Connected BIM for Building Design: Improved Project Insight with the Cloud

9. Connected BIM for Building Design

In a 2013 lecture at the Canadian Center for Architecture, Stan Allen drew an important distinction between the “computational” and the “digital.”

At Princeton, we’ve been trained very well to refer not to the digital but to computation when we’re talking about the computer in architectural terms… The digital is a kind of state of being. It’s a condition. When you talk about computation, you’re talking about active processes.¹

He observed that, while the building industry has been moving toward the digital for many years as information was generated with computers, we are only now fully engaged in the computational: using the computer to not just create data but to manage, manipulate and create ideas themselves. While both digital and computational tools once seemed novel, no capable firm would now consider abandoning them as the AEC industry moves fully into the Information Age.

In this report, we look at how trends in technology have evolved in the sector to deliver a better built environment. From the earliest days of Computer-Aided Design (CAD) through to Building Information Modeling (BIM), cloud computing and generative design, we take you on a journey through the ages – the Eras of Documentation, Optimization and Connection – and present our vision for the future of the building design industry.

THE ERA OF DOCUMENTATION

Since the emergence of computers in academia in the 1950s, CAD software has had a significant impact on the architecture industry. This grew exponentially in the 1980s, following the introduction of personal computing. In the earliest days of CAD, tools like AutoCAD spurred the “Era of Documentation.”

Although early researchers predicted an exciting future interaction between machines and human designers, the first computer tools to be widely adopted by architectural designers were computerized versions of traditional drafting and rendering tools. Software, data, and plotters replaced plastic and lead sheets of mylar and drawing boards, for example. While they allowed designers to produce technical drawings much faster than with traditional methods, they did not fundamentally change the process of design.
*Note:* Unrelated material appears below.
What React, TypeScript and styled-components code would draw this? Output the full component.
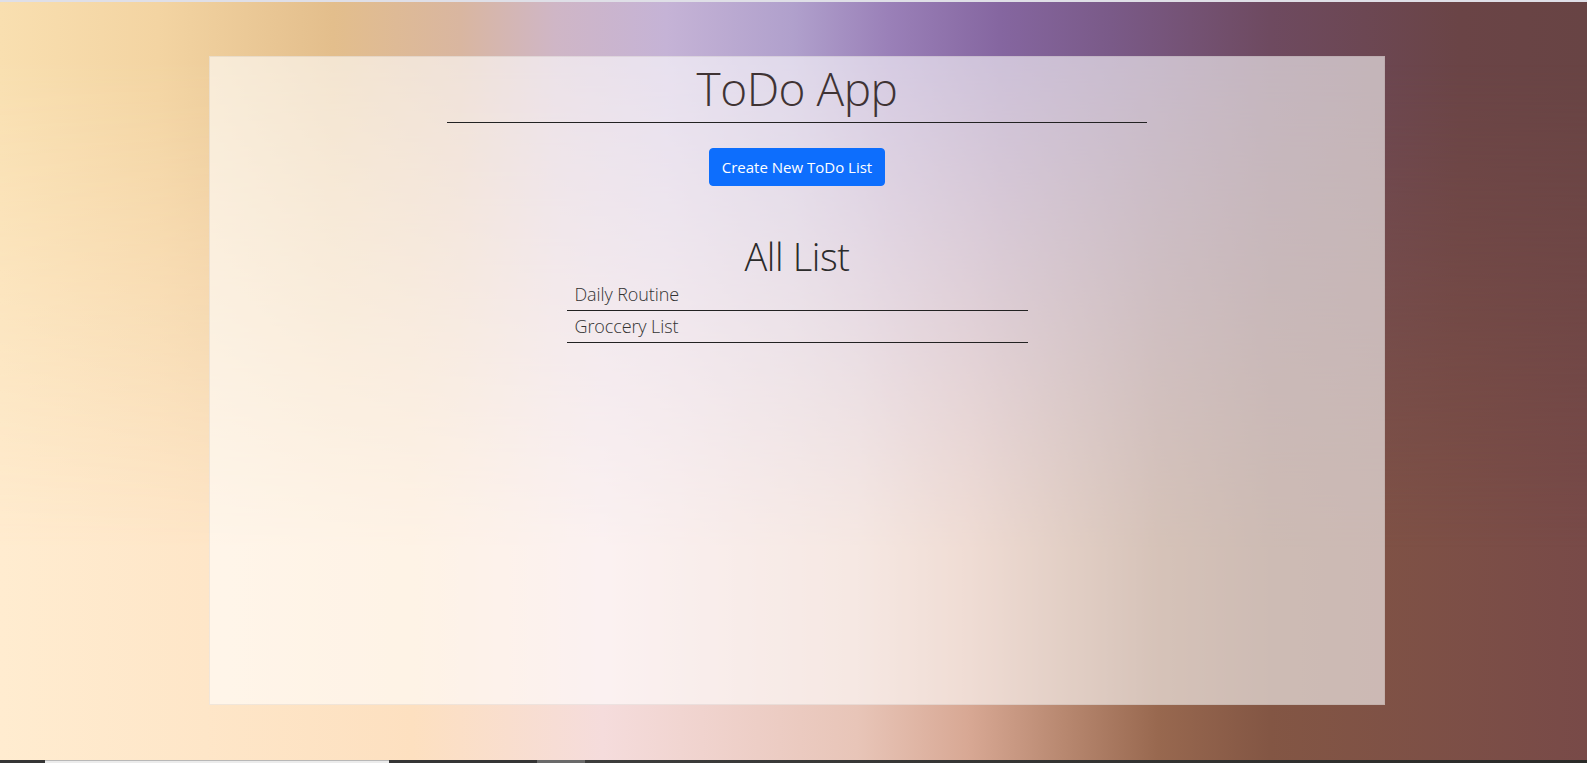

Because of this, the industry started to realize that CAD drawings were not necessarily the best way to share, correct, or store manufacturing files. Instead, engineers and architects looked for ways to combine the models they were creating with technical drawings based on 3D forms; thus marking the transition from CAD to 3D modeling.

Fast forward two decades, and we’ve seen widespread adoption of new technology, BIM, where computation is applied to represent built artifacts as three-dimensional, behaviorally simulative predecessors of their physical counterparts. It provides a critical foundation to help designers, builders, and owners gain a competitive advantage with the ability to access, share, and make use of enormous amounts of information throughout the lifecycle of buildings and infrastructure.

BIM is blurring the lines between digital processing and physical systems, causing the design and build phases of projects to move closer together. That said, the transition from CAD to BIM has been difficult, aided only in part by accelerating the capabilities of machines themselves in storage capabilities, processor power, and graphics resolution. The bigger challenge: BIM represents an inversion of a several-thousand-year-old tradition of building workflows – representation and communication through 2D drawings giving way to databases where the drawings are a result, rather than the purpose itself, of the tools. Those databases, rich in accessible information, make it possible to both represent and analyze a design as it develops, enabling architects and engineers to evaluate and optimize project components like area, structure, or the movement of air. Insights available from a robust digital model are supported by analytical tools that evaluated the design in the process.